Gefahr der Doppelzahlung bei der Betrieblichen Altersversorgung

Viele Arbeitnehmer machen von ihrem Recht der Entgeltumwandlung Gebrauch und schließen mit dem Arbeitgeber eine Vereinbarung ab, wonach aus ihrem Gehalt laufend ein monatlicher Betrag, z.B. in Höhe von 100 €, für die Betriebliche Altersversorgung verwendet wird. Arbeitgeber schließen zur Durchführung der betrieblichen Altersversorgung im Wege der Entgeltumwandlung oft eine Direktversicherung ab.

Reaktion des Arbeitgebers bei Wunsch des Mitarbeiters, den Versicherungsvertrag zu kündigen

Wie soll sich ein Arbeitgeber verhalten, wenn ein Mitarbeiter an ihn herantritt, der seine Direktversicherung wegen finanzieller Sorgen kündigen möchte, um den Rückkaufswert zu erhalten, und hierzu um die Zustimmung des Arbeitgebers bittet?

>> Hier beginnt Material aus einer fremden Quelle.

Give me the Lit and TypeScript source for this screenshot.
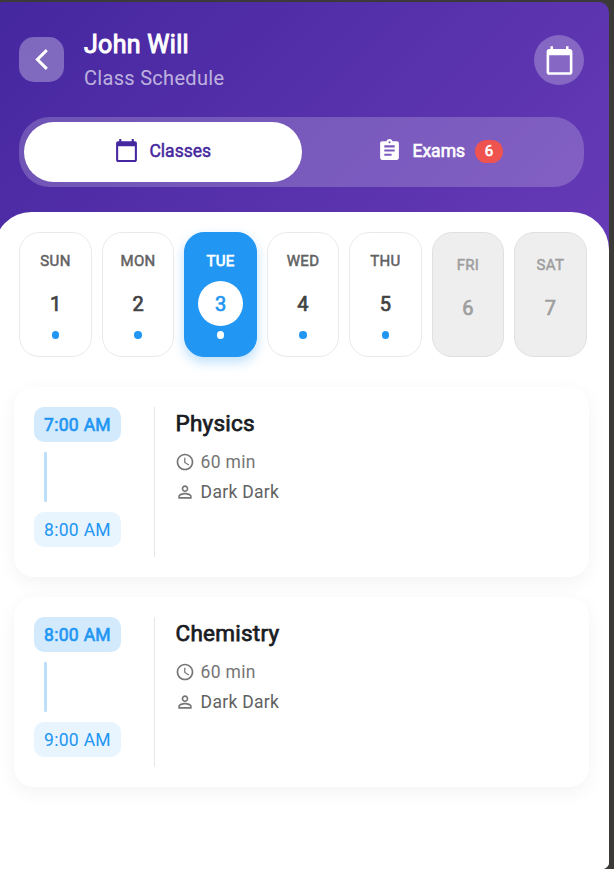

Keine Pflicht des Arbeitgebers zur Zustimmung der Kündigung des Versicherungsvertrages

Das Bundesarbeitsgericht hat mit Urteil vom 26.04.2018, 3 AZR 586/16 entschieden, dass der bloße Geldbedarf eines Arbeitnehmers, für den der Arbeitgeber eine Direktversicherung zur Durchführung der betrieblichen Altersversorgung im Wege der Entgeltumwandlung abgeschlossen hat, keinen Anspruch gegen den Arbeitgeber begründet, den Versicherungsvertrag gegenüber der Versicherungsgesellschaft zu kündigen, damit der Arbeitnehmer den Rückkaufswert erhält. Hieraus ergibt sich, dass der Mitarbeiter auch keinen Anspruch darauf hat, dass der Arbeitgeber die Zustimmung zur Kündigung durch den Mitarbeiter selbst erteilt.

Achtung: Zugrundeliegende Versorgungszusage bleibt bestehen!

Dem Arbeitgeber ist sogar dringend davon abzuraten, die Zustimmung zur Kündigung des Versicherungsvertrages zu erteilen.

Denn kündigt der Mitarbeiter die Versicherung mit Zustimmung des Arbeitgebers und wird dem Mitarbeiter der Rückkaufswert ausgezahlt, bedeutet dies nicht zugleich, dass die eigentliche Versorgungszusage, die der Arbeitgeber dem Mitarbeiter erteilt hat, automatisch mit aufgelöst wird.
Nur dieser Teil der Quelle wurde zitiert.